In 1986, McGann took on the role that would be a significant milestone in his career:
The Monocled Mutineer
. Based upon the 1970s novel by William Alison and John Fairley, he played Percy Toplis, a vagabond, deserter and criminal.

The show was highly praised at the time and McGann received many plaudits. However, it was blasted by the Conservative Party as left wing in its interpretation of a sensitive action during the war (the Etaples Mutiny), which Toplis was apparently involved in.

The Monocled Mutineer
was never repeated on the BBC, although it has since been released on video and DVD. It showcased the very best of the young Paul McGann and, like other BBC series of that time (such as the mini-series
House of Cards
), it is remembered fondly by those who watched it.

McGann is generally known to a younger audience for his part in the classic movie
Withnail and I
. Noted as a student film
(i.e. that it is primarily student audiences who watch it), it follows two out-of-work actors, Withnail (Richard E. Grant) and Marwood, aka ‘I’ (McGann). With drink, drugs and more than a hint of homosexual angst, the film is student self-indulgence to excess.
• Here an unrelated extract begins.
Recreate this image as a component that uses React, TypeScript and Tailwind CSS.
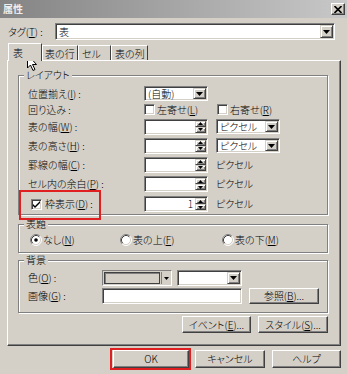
import React from "react";

const Arrow = () => (
  <svg width="7" height="4" viewBox="0 0 7 4">
    <polygon points="0,0 7,0 3.5,4" fill="#000" />
  </svg>
);

const DropBtn = () => (
  <div className="w-[13px] h-full flex items-center justify-center bg-[#d4d0c8] border border-t-[#d4d0c8] border-l-[#d4d0c8] border-r-[#404040] border-b-[#404040] shadow-[inset_1px_1px_0_#fff,inset_-1px_-1px_0_#808080]">
    <Arrow />
  </div>
);

const Combo = ({ w, h, text }: { w: string; h: string; text: string }) => (
  <div className={`flex bg-white p-[1px] border border-t-[#808080] border-l-[#808080] border-r-white border-b-white shadow-[inset_1px_1px_0_#404040,inset_-1px_-1px_0_#d4d0c8] ${w} ${h}`}>
    <div className="flex-1 pl-[2px] flex items-center">{text}</div>
    <DropBtn />
  </div>
);

const SpinHalf = ({ up }: { up: boolean }) => (
  <div className="flex-1 flex items-center justify-center bg-[#d4d0c8] border border-t-[#d4d0c8] border-l-[#d4d0c8] border-r-[#404040] border-b-[#404040] shadow-[inset_1px_1px_0_#fff,inset_-1px_-1px_0_#808080]">
    <svg width="5" height="3" viewBox="0 0 5 3">
      {up ? <polygon points="0,3 5,3 2.5,0" fill="#000" /> : <polygon points="0,0 5,0 2.5,3" fill="#000" />}
    </svg>
  </div>
);

const Spinner = ({ value = "" }: { value?: string }) => (
  <div className="flex w-[64px] h-[16px] bg-white p-[1px] border border-t-[#808080] border-l-[#808080] border-r-white border-b-white shadow-[inset_1px_1px_0_#404040,inset_-1px_-1px_0_#d4d0c8]">
    <div className="flex-1 flex items-center justify-end pr-[2px]">{value}</div>
    <div className="w-[11px] flex flex-col">
      <SpinHalf up />
      <SpinHalf up={false} />
    </div>
  </div>
);

const Check = ({ checked = false }: { checked?: boolean }) => (
  <div className="w-[11px] h-[11px] shrink-0 bg-white flex items-center justify-center border border-t-[#808080] border-l-[#808080] border-r-white border-b-white shadow-[inset_1px_1px_0_#404040,inset_-1px_-1px_0_#d4d0c8]">
    {checked && (
      <svg width="7" height="7" viewBox="0 0 7 7">
        <path d="M0 3 L2 5 L7 0 L7 2 L2 7 L0 5 Z" fill="#000" />
      </svg>
    )}
  </div>
);

const Radio = ({ on = false }: { on?: boolean }) => (
  <svg width="12" height="12" viewBox="0 0 12 12" className="shrink-0">
    <circle cx="6" cy="6" r="5" fill="#fff" />
    <path d="M2.11 9.89 A5.5 5.5 0 0 1 9.89 2.11" stroke="#808080" fill="none" />
    <path d="M9.89 2.11 A5.5 5.5 0 0 1 2.11 9.89" stroke="#fff" fill="none" />
    <path d="M2.82 9.18 A4.5 4.5 0 0 1 9.18 2.82" stroke="#404040" fill="none" />
    <path d="M9.18 2.82 A4.5 4.5 0 0 1 2.82 9.18" stroke="#d4d0c8" fill="none" />
    {on && <circle cx="6" cy="6" r="1.8" fill="#000" />}
  </svg>
);

const Button = ({ w, h, children }: { w: string; h: string; children: React.ReactNode }) => (
  <div className={`flex items-center justify-center bg-[#d4d0c8] border border-t-white border-l-white border-r-[#404040] border-b-[#404040] shadow-[inset_-1px_-1px_0_#808080] ${w} ${h}`}>
    {children}
  </div>
);

const Group = ({ label, cls, children }: { label: string; cls: string; children: React.ReactNode }) => (
  <div className={`relative border border-[#808080] shadow-[inset_1px_1px_0_#fff,1px_1px_0_#fff] ${cls}`}>
    <div className="absolute top-[-7px] left-[5px] px-[2px] bg-[#d4d0c8] leading-[12px]">{label}</div>
    {children}
  </div>
);

const U = ({ children }: { children: React.ReactNode }) => <u className="underline underline-offset-1">{children}</u>;

export default function App() {
  return (
    <div className="w-[347px] h-[374px] bg-[#d4d0c8] relative overflow-hidden text-[10px] leading-none text-black font-light font-['Noto_Sans_CJK_JP',sans-serif] [font-feature-settings:'palt']">
      {/* title bar */}
      <div className="h-[18px] bg-linear-to-r from-[#848484] to-[#c8c8c8] flex items-center justify-between pl-[3px] pr-[2px]">
        <span className="text-[#eeeeee] font-bold text-[10px]">属性</span>
        <Button w="w-[14px]" h="h-[12px]">
          <svg width="8" height="7" viewBox="0 0 8 7">
            <path d="M0.5 0 L7.5 7 M7.5 0 L0.5 7" stroke="#000" strokeWidth="1.6" />
          </svg>
        </Button>
      </div>

      {/* tag row */}
      <div className="mt-[5px] h-[17px] flex items-center">
        <div className="pl-[8px] w-[55px]">タグ(<U>T</U>) :</div>
        <Combo w="w-[280px]" h="h-[17px]" text="表" />
      </div>

      {/* tabs */}
      <div className="mt-[3px] h-[17px] pl-[8px] flex items-end">
        <div className="relative z-10 w-[34px] h-[18px] -mb-px bg-[#d4d0c8] border-t border-l border-white border-r border-r-[#404040] pl-[4px] pt-[4px]">表</div>
        <div className="w-[36px] h-[15px] border-t border-l border-white border-r border-r-[#404040] pl-[2px] pt-[3px] whitespace-nowrap">表の行</div>
        <div className="w-[33px] h-[15px] border-t border-l border-white border-r border-r-[#404040] pl-[3px] pt-[3px] whitespace-nowrap">セル</div>
        <div className="w-[37px] h-[15px] border-t border-l border-white border-r border-r-[#404040] pl-[3px] pt-[3px] whitespace-nowrap">表の列</div>
      </div>

      {/* panel */}
      <div className="ml-[7px] w-[334px] h-[286px] border border-t-white border-l-white border-r-[#404040] border-b-[#404040] shadow-[inset_-1px_-1px_0_#808080] pl-[10px] pt-[14px]">
        <Group label="レイアウト" cls="w-[310px] h-[140px] pl-[9px] pt-[9px]">
          <div className="h-[17px] flex items-center">
            <div className="w-[116px]">位置揃え(<U>I</U>) :</div>
            <Combo w="w-[64px]" h="h-[15px]" text="(自動)" />
          </div>
          <div className="h-[15px] flex items-center">
            <div className="w-[116px]">回り込み :</div>
            <div className="w-[73px] flex items-center gap-[2px]">
              <Check />
              <span>左寄せ(<U>L</U>)</span>
            </div>
            <div className="flex items-center gap-[2px]">
              <Check />
              <span>右寄せ(<U>R</U>)</span>
            </div>
          </div>
          <div className="h-[19px] flex items-center">
            <div className="w-[116px]">表の幅(<U>W</U>) :</div>
            <Spinner />
            <div className="ml-[8px]"><Combo w="w-[64px]" h="h-[15px]" text="ピクセル" /></div>
          </div>
          <div className="h-[19px] flex items-center">
            <div className="w-[116px]">表の高さ(<U>H</U>) :</div>
            <Spinner />
            <div className="ml-[8px]"><Combo w="w-[64px]" h="h-[15px]" text="ピクセル" /></div>
          </div>
          <div className="h-[19px] flex items-center">
            <div className="w-[116px]">罫線の幅(<U>C</U>) :</div>
            <Spinner />
            <div className="ml-[8px]">ピクセル</div>
          </div>
          <div className="h-[20px] flex items-center">
            <div className="w-[116px]">セル内の余白(<U>P</U>) :</div>
            <Spinner />
            <div className="ml-[8px]">ピクセル</div>
          </div>
          <div className="h-[20px] flex items-center">
            <div className="w-[116px] pl-[3px] flex items-center gap-[3px]">
              <Check checked />
              <span>枠表示(<U>D</U>) :</span>
            </div>
            <Spinner value="1" />
            <div className="ml-[8px]">ピクセル</div>
          </div>
        </Group>

        <Group label="表題" cls="mt-[9px] w-[310px] h-[29px] pl-[11px] pt-[7px]">
          <div className="h-[16px] flex items-center">
            <div className="w-[90px] flex items-center gap-[1px]">
              <Radio on />
              <span>なし(<U>N</U>)</span>
            </div>
            <div className="w-[102px] flex items-center gap-[1px]">
              <Radio />
              <span>表の上(<U>F</U>)</span>
            </div>
            <div className="flex items-center gap-[1px]">
              <Radio />
              <span>表の下(<U>M</U>)</span>
            </div>
          </div>
        </Group>

        <Group label="背景" cls="mt-[7px] w-[310px] h-[53px] pl-[9px] pt-[9px]">
          <div className="h-[16px] flex items-center">
            <div className="w-[74px]">色(<U>O</U>) :</div>
            <div className="w-[70px] h-[16px] flex p-[1px] bg-[#d4d0c8] border border-t-[#808080] border-l-[#808080] border-r-white border-b-white">
              <div className="flex-1 border border-[#404040] shadow-[inset_1px_1px_0_#808080]" />
              <div className="w-[1px] ml-[1px] bg-[#808080]" />
              <div className="w-[8px] flex items-center justify-center">
                <svg width="5" height="3" viewBox="0 0 5 3"><polygon points="0,0 5,0 2.5,3" fill="#000" /></svg>
              </div>
            </div>
            <div className="ml-[5px]"><Combo w="w-[65px]" h="h-[16px]" text="" /></div>
          </div>
          <div className="mt-[2px] h-[16px] flex items-center">
            <div className="w-[74px]">画像(<U>G</U>) :</div>
            <div className="w-[140px] h-[16px] bg-white border border-t-[#808080] border-l-[#808080] border-r-white border-b-white shadow-[inset_1px_1px_0_#404040,inset_-1px_-1px_0_#d4d0c8]" />
            <div className="ml-[7px]"><Button w="w-[70px]" h="h-[16px]">参照(<U>B</U>)...</Button></div>
          </div>
        </Group>

        <div className="mt-[3px] w-[310px] flex justify-end gap-[7px]">
          <Button w="w-[69px]" h="h-[17px]">イベント(<U>E</U>)...</Button>
          <Button w="w-[70px]" h="h-[17px]">スタイル(<U>S</U>)...</Button>
        </div>
      </div>

      {/* bottom buttons */}
      <div className="mt-[4px] flex justify-end pr-[6px]">
        <Button w="w-[76px]" h="h-[18px]">OK</Button>
        <div className="ml-[6px]"><Button w="w-[70px]" h="h-[18px]">キャンセル</Button></div>
        <div className="ml-[7px]"><Button w="w-[69px]" h="h-[18px]">ヘルプ</Button></div>
      </div>

      {/* annotations */}
      <div className="absolute left-[19px] top-[190px] w-[82px] h-[30px] border-2 border-[#e02020]" />
      <div className="absolute left-[110px] top-[348px] w-[81px] h-[22px] border-2 border-[#e02020]" />

      {/* cursor */}
      <svg className="absolute left-[27px] top-[54px]" width="12" height="18" viewBox="0 0 12 18">
        <path d="M0.5 0.5 L0.5 14 L3.5 11 L6 16.5 L8 15.5 L5.5 10.5 L9.5 10.5 Z" fill="#fff" stroke="#000" strokeWidth="1" />
      </svg>
    </div>
  );
}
The movie is set in the 1960s and is meant to be based upon the director’s (Bruce Robinson) own formative years.

McGann enjoyed making the movie, but only really got to see it 20 years later at the anniversary screening on London’s South Bank. He called it ‘an extraordinary piece of work’, because it is a film of words, a film where the actors have to act and not hide behind props and special effects. To a degree, he is right. To me, the film lacks a little substance in its plot, but that’s not to say that the performances are lacking; they are not. In fact Richard E. Grant, who is famously teetotal, was made hideously drunk by Robinson to assist the reality of the part he was playing.

Withnail and I
is a carefree, buddy movie. The characters are frustrated, unemployed actors, lusting for the spotlight while living in squalor. It’s a kind of high-class version of the 1980s comedy,
The Young Ones
. Grant is very dramatic and camp, while McGann is the fresh lamb being led to the slaughter – yet somehow surviving.